- THE PROBLEM -
Consider the data that follows and state how many lines contain the string "React", using the number alone.

- MATERIAL SUPPLIED -
#####

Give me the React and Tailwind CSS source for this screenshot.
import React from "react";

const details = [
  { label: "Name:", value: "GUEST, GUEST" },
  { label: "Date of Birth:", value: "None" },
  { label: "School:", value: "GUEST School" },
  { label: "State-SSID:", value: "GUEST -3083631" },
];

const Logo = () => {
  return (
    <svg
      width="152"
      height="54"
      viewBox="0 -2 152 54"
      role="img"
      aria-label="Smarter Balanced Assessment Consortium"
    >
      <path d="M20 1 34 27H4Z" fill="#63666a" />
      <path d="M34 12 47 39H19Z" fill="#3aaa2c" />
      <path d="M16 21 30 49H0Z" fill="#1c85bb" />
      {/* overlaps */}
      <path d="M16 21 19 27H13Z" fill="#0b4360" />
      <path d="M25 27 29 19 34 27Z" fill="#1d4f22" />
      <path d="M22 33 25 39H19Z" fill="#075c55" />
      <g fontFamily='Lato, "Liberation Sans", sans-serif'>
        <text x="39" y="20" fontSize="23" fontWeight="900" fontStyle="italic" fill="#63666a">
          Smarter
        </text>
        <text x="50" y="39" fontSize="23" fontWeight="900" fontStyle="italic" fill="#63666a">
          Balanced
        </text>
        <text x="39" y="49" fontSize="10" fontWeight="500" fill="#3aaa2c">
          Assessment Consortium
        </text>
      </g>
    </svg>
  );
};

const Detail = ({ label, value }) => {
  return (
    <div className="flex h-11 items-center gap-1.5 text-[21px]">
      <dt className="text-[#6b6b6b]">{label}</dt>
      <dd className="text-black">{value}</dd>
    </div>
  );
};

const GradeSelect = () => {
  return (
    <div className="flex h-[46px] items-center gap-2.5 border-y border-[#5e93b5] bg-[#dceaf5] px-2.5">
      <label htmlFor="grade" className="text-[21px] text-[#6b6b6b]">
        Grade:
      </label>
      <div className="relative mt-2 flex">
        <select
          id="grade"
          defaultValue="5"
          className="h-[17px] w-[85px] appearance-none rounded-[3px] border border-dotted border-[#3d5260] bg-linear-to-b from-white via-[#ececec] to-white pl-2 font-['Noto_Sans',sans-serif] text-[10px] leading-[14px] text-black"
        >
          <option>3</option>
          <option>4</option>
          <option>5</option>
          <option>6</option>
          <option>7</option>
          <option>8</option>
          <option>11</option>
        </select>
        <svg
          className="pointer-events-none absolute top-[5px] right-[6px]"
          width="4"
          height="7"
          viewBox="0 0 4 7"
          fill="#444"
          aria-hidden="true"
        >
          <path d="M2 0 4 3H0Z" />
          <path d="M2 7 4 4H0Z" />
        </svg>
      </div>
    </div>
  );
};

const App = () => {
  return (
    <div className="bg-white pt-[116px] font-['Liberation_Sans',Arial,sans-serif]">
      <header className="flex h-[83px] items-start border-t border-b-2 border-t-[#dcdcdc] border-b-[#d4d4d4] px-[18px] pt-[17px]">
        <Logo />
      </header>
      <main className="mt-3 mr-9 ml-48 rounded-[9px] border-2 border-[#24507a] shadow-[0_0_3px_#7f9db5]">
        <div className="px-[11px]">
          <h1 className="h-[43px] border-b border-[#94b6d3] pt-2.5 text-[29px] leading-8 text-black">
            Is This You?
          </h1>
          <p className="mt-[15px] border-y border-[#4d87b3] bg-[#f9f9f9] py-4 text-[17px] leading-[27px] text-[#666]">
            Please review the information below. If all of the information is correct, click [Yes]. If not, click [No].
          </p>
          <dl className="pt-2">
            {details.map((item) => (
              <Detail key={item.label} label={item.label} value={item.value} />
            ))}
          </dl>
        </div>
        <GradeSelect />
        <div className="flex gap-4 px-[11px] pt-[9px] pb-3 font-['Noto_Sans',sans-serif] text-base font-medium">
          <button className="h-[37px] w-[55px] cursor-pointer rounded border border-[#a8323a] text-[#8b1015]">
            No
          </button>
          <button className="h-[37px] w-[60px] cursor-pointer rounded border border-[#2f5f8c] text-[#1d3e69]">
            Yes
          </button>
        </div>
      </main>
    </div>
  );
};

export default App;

#####

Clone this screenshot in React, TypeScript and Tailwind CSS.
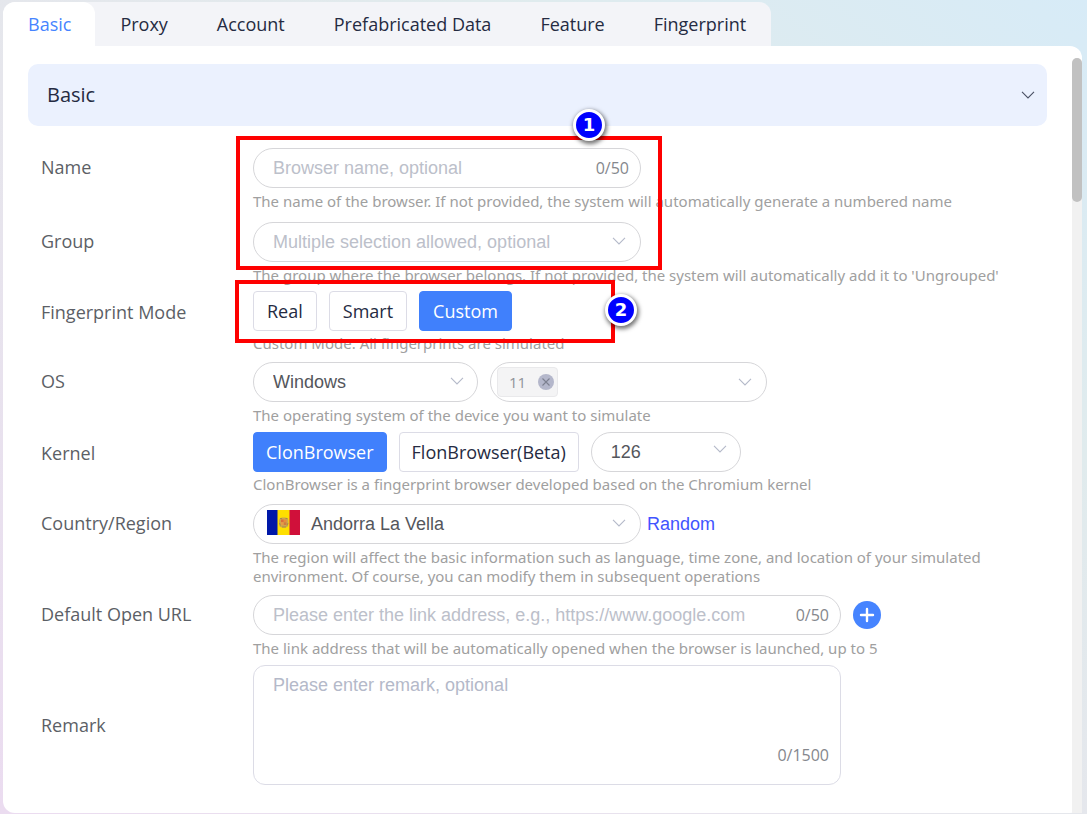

#####

- CORRECT OUTPUT -
3